What type of paint do you work with and what other mediums do you use?
I use acrylic the most because it dries faster, once again referencing my impatience. I like to do my paintings fast so I can move on to the next one. I have so many ideas and visions that I feel at times I am making up for years that went unpainted. My favorite thing to do especially for hair is to add a visual contrast and almost 3D effect to my paintings by the use of pastel chalk and metallic paint. Every new tool and medium is exciting to me since I am discovering it on my own without training. Being self-taught means that there are no rules that I am governed by. My art has no rules, encourages my restless nature and the bigger the hair the better. Completely works for me!
Melissa “Mel” Remmers grew up in California and became a generation buster by being first in her family of 5 generations of Southern Californians to become a self-proclaimed gypsy by exploring and living in several different states along the west coast with her husband and children. Her history in art has always been what was around her, from old houses that she restored to watching foreign films. At an early age her love of thrift shopping inspired her to become a clothing buyer for many stores in the U.S. and a private vintage shop owner.

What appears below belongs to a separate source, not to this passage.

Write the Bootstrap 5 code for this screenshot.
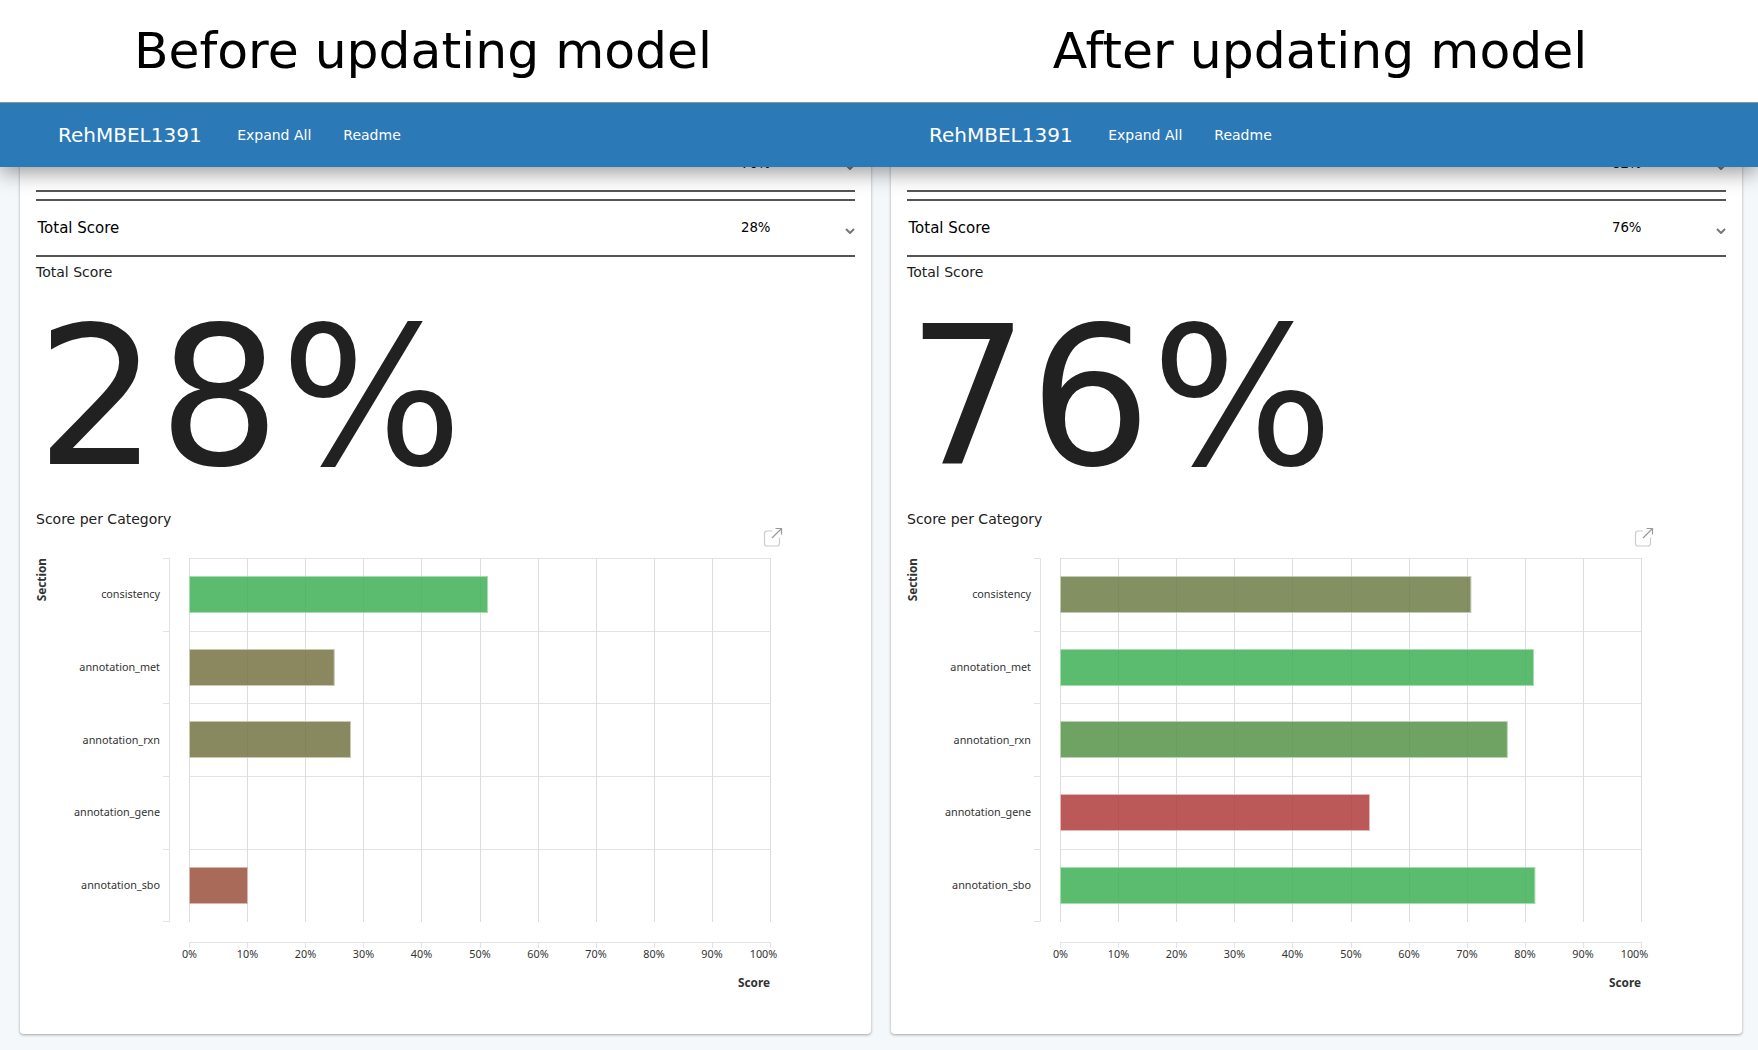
<!DOCTYPE html>
<html lang="en">
<head>
<meta charset="utf-8">
<title>Before and after updating model</title>
<link href="https://cdn.jsdelivr.net/npm/bootstrap@5.3.0/dist/css/bootstrap.min.css" rel="stylesheet">
<style>
html,body{height:1050px;overflow:hidden}
body{background:#f5f8fb;font-family:"DejaVu Sans",sans-serif;color:#212121}
.cap-band{height:102px;background:#fff}
.cap-a{width:846px}
.cap-b{flex:1;padding-left:36px}
.cap-text{font-size:50.400px;font-weight:400;color:#000;line-height:102px;margin:0;text-align:center}
.topbar{height:65px;background:#2b79b6;border-top:1px solid #8f979d;padding:0;box-shadow:0 5px 20px rgba(0,0,0,.42);clip-path:inset(0 0 -40px 0)}
.bar-half{width:871px;padding-left:58px;flex:none}
.brand-t{font-size:20px;color:#fff;margin-right:35.500px;padding:0}
.brand-t:hover{color:#fff}
.bar-link{font-size:14px;color:#fff;text-decoration:none;margin-right:32px}
.panels{margin-top:-32px}
.pane{width:871px;flex:none;padding-left:20px}
.sheet{width:851px;height:899px;background:#fff;border-radius:0 0 4px 4px;box-shadow:0 1px 3px rgba(0,0,0,.35);padding:0 16px;border:0}
.score-line{height:56px;border-bottom:2px solid #555;padding:0 0 0 1.500px}
.score-first{height:57px;padding-top:2px}
.gap-line{height:9px;border-bottom:2px solid #555}
.line-name{font-size:15px;color:#000;flex:1}
.line-val{font-size:13.300px;color:#000;width:60px;margin-right:74.500px;text-align:right}
.chev{width:10px;height:6px;margin-top:6px;flex:none}
.sub-h{font-size:14px;color:#212121;line-height:20px;margin:0}
.sub-top{padding-top:5px}
.huge{font-size:192px;line-height:224px;height:224px;margin:4px 0 0 0;color:#212121}
.sub-cat{margin-top:-1px}
.plot{display:block;margin:-4px 0 0 -8px}
.plot text{font-family:"Noto Sans",sans-serif;fill:#333}
.tk{font-size:10.800px}
.ttl{font-size:11.800px;font-weight:700}
.gr{stroke:#e2e2e9;stroke-width:1;fill:none}
.gv{stroke:#dcdce3;stroke-width:1}
.bar{stroke-width:1;fill-opacity:.85}
.b-green{fill:#3eaf55;stroke:#a6dcb0}
.b-olive{fill:#777243;stroke:#c9c8b2}
.b-olive2{fill:#737443;stroke:#c8c9b0}
.b-brown{fill:#9a503d;stroke:#d6b7ae}
.b-moss{fill:#6c7c47;stroke:#c3cbb5}
.b-fern{fill:#559349;stroke:#bbd3b2}
.b-red{fill:#af3b3b;stroke:#e3b8b8}
.ic-box{fill:none;stroke:#ccc;stroke-width:1.2}
.ic-arr{fill:none;stroke:#999;stroke-width:1.2}
</style>
</head>
<body>
<div class="cap-band d-flex">
  <div class="cap-a"><h1 class="cap-text">Before updating model</h1></div>
  <div class="cap-b"><h1 class="cap-text">After updating model</h1></div>
</div>
<nav class="navbar sticky-top topbar flex-nowrap">
  <div class="d-flex w-100 justify-content-start">
    <div class="bar-half d-flex align-items-center">
      <a class="navbar-brand brand-t" href="#">RehMBEL1391</a>
      <a class="bar-link" href="#">Expand All</a>
      <a class="bar-link" href="#">Readme</a>
    </div>
    <div class="bar-half d-flex align-items-center">
      <a class="navbar-brand brand-t" href="#">RehMBEL1391</a>
      <a class="bar-link" href="#">Expand All</a>
      <a class="bar-link" href="#">Readme</a>
    </div>
  </div>
</nav>
<div class="panels d-flex">
  <div class="pane">
    <div class="card sheet">
      <div class="score-line score-first d-flex align-items-center"><span class="line-name"></span><span class="line-val">70%</span><svg class="chev" viewBox="0 0 10 6"><path d="M1 1l4 4 4-4" fill="none" stroke="#777" stroke-width="2"/></svg></div>
      <div class="gap-line"></div>
      <div class="score-line d-flex align-items-center"><span class="line-name">Total Score</span><span class="line-val">28%</span><svg class="chev" viewBox="0 0 10 6"><path d="M1 1l4 4 4-4" fill="none" stroke="#777" stroke-width="2"/></svg></div>
      <p class="sub-h sub-top">Total Score</p>
      <div class="huge">28%</div>
      <p class="sub-h sub-cat">Score per Category</p>
      <svg class="plot" width="768" height="480" viewBox="28 525 768 480">
        <path class="ic-box" d="M772 531h-5a2.500 2.500 0 0 0-2.500 2.500v10a2.500 2.500 0 0 0 2.500 2.500h10a2.500 2.500 0 0 0 2.500-2.500v-6"/>
        <path class="ic-arr" d="M772 538l9.500-9.500M775.500 528.500h6v6"/>
        <path class="gr" d="M163 558.500h6.500M163 631.500h6.500M163 703.500h6.500M163 776.500h6.500M163 849.500h6.500M163 921.500h6.500M169.500 558v364"/>
        <path class="gr" d="M189 558.500h582M189 631.500h582M189 703.500h582M189 776.500h582M189 849.500h582"/>
        <path class="gv" d="M189.500 558v364M247.500 558v364M305.500 558v364M363.500 558v364M421.500 558v364M480.500 558v364M538.500 558v364M596.500 558v364M654.500 558v364M712.500 558v364M770.500 558v364"/>
        <path class="gr" d="M189 942.500h582M189.500 942v6M247.500 942v6M305.500 942v6M363.500 942v6M421.500 942v6M480.500 942v6M538.500 942v6M596.500 942v6M654.500 942v6M712.500 942v6M770.500 942v6"/>
        <rect class="bar b-green" x="189.500" y="576.500" width="298" height="36"/>
        <rect class="bar b-olive" x="189.500" y="649.500" width="144.700" height="36"/>
        <rect class="bar b-olive2" x="189.500" y="721.500" width="161" height="36"/>
        <rect class="bar b-brown" x="189.500" y="867.500" width="58" height="36"/>
        <g class="tk" text-anchor="end">
          <text x="160" y="597.500">consistency</text><text x="160" y="670.500">annotation_met</text><text x="160" y="743.500">annotation_rxn</text><text x="160" y="815.500">annotation_gene</text><text x="160" y="888.500">annotation_sbo</text>
        </g>
        <g class="tk" text-anchor="middle">
          <text x="189.500" y="958">0%</text><text x="247.500" y="958">10%</text><text x="305.500" y="958">20%</text><text x="363.500" y="958">30%</text><text x="421.500" y="958">40%</text><text x="480" y="958">50%</text><text x="538" y="958">60%</text><text x="596" y="958">70%</text><text x="654" y="958">80%</text><text x="712" y="958">90%</text><text x="763.500" y="958">100%</text>
        </g>
        <text class="ttl" x="770" y="987" text-anchor="end">Score</text>
        <text class="ttl" transform="translate(46,558) rotate(-90)" text-anchor="end">Section</text>
      </svg>
    </div>
  </div>
  <div class="pane">
    <div class="card sheet">
      <div class="score-line score-first d-flex align-items-center"><span class="line-name"></span><span class="line-val">82%</span><svg class="chev" viewBox="0 0 10 6"><path d="M1 1l4 4 4-4" fill="none" stroke="#777" stroke-width="2"/></svg></div>
      <div class="gap-line"></div>
      <div class="score-line d-flex align-items-center"><span class="line-name">Total Score</span><span class="line-val">76%</span><svg class="chev" viewBox="0 0 10 6"><path d="M1 1l4 4 4-4" fill="none" stroke="#777" stroke-width="2"/></svg></div>
      <p class="sub-h sub-top">Total Score</p>
      <div class="huge">76%</div>
      <p class="sub-h sub-cat">Score per Category</p>
      <svg class="plot" width="768" height="480" viewBox="28 525 768 480">
        <path class="ic-box" d="M772 531h-5a2.500 2.500 0 0 0-2.500 2.500v10a2.500 2.500 0 0 0 2.500 2.500h10a2.500 2.500 0 0 0 2.500-2.500v-6"/>
        <path class="ic-arr" d="M772 538l9.500-9.500M775.500 528.500h6v6"/>
        <path class="gr" d="M163 558.500h6.500M163 631.500h6.500M163 703.500h6.500M163 776.500h6.500M163 849.500h6.500M163 921.500h6.500M169.500 558v364"/>
        <path class="gr" d="M189 558.500h582M189 631.500h582M189 703.500h582M189 776.500h582M189 849.500h582"/>
        <path class="gv" d="M189.500 558v364M247.500 558v364M305.500 558v364M363.500 558v364M421.500 558v364M480.500 558v364M538.500 558v364M596.500 558v364M654.500 558v364M712.500 558v364M770.500 558v364"/>
        <path class="gr" d="M189 942.500h582M189.500 942v6M247.500 942v6M305.500 942v6M363.500 942v6M421.500 942v6M480.500 942v6M538.500 942v6M596.500 942v6M654.500 942v6M712.500 942v6M770.500 942v6"/>
        <rect class="bar b-moss" x="189.500" y="576.500" width="410.400" height="36"/>
        <rect class="bar b-green" x="189.500" y="649.500" width="473" height="36"/>
        <rect class="bar b-fern" x="189.500" y="721.500" width="446.800" height="36"/>
        <rect class="bar b-red" x="189.500" y="794.500" width="309" height="36"/>
        <rect class="bar b-green" x="189.500" y="867.500" width="474.400" height="36"/>
        <g class="tk" text-anchor="end">
          <text x="160" y="597.500">consistency</text><text x="160" y="670.500">annotation_met</text><text x="160" y="743.500">annotation_rxn</text><text x="160" y="815.500">annotation_gene</text><text x="160" y="888.500">annotation_sbo</text>
        </g>
        <g class="tk" text-anchor="middle">
          <text x="189.500" y="958">0%</text><text x="247.500" y="958">10%</text><text x="305.500" y="958">20%</text><text x="363.500" y="958">30%</text><text x="421.500" y="958">40%</text><text x="480" y="958">50%</text><text x="538" y="958">60%</text><text x="596" y="958">70%</text><text x="654" y="958">80%</text><text x="712" y="958">90%</text><text x="763.500" y="958">100%</text>
        </g>
        <text class="ttl" x="770" y="987" text-anchor="end">Score</text>
        <text class="ttl" transform="translate(46,558) rotate(-90)" text-anchor="end">Section</text>
      </svg>
    </div>
  </div>
</div>
<script src="https://cdn.jsdelivr.net/npm/bootstrap@5.3.0/dist/js/bootstrap.bundle.min.js"></script>
</body>
</html>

Mel’s longtime love of ballet and fashion has unlocked a new door later in her life… she started to paint her memories. They call it self-taught but she calls it a new discovery, as it feels more like walking in a dark room, feeling her way and with each step the forms and shadows become clearer and have movement. The images of floating dancers and women adorned in color and couture is what has taken the stage. Currently, she is living in Dallas, Texas plotting her next destination.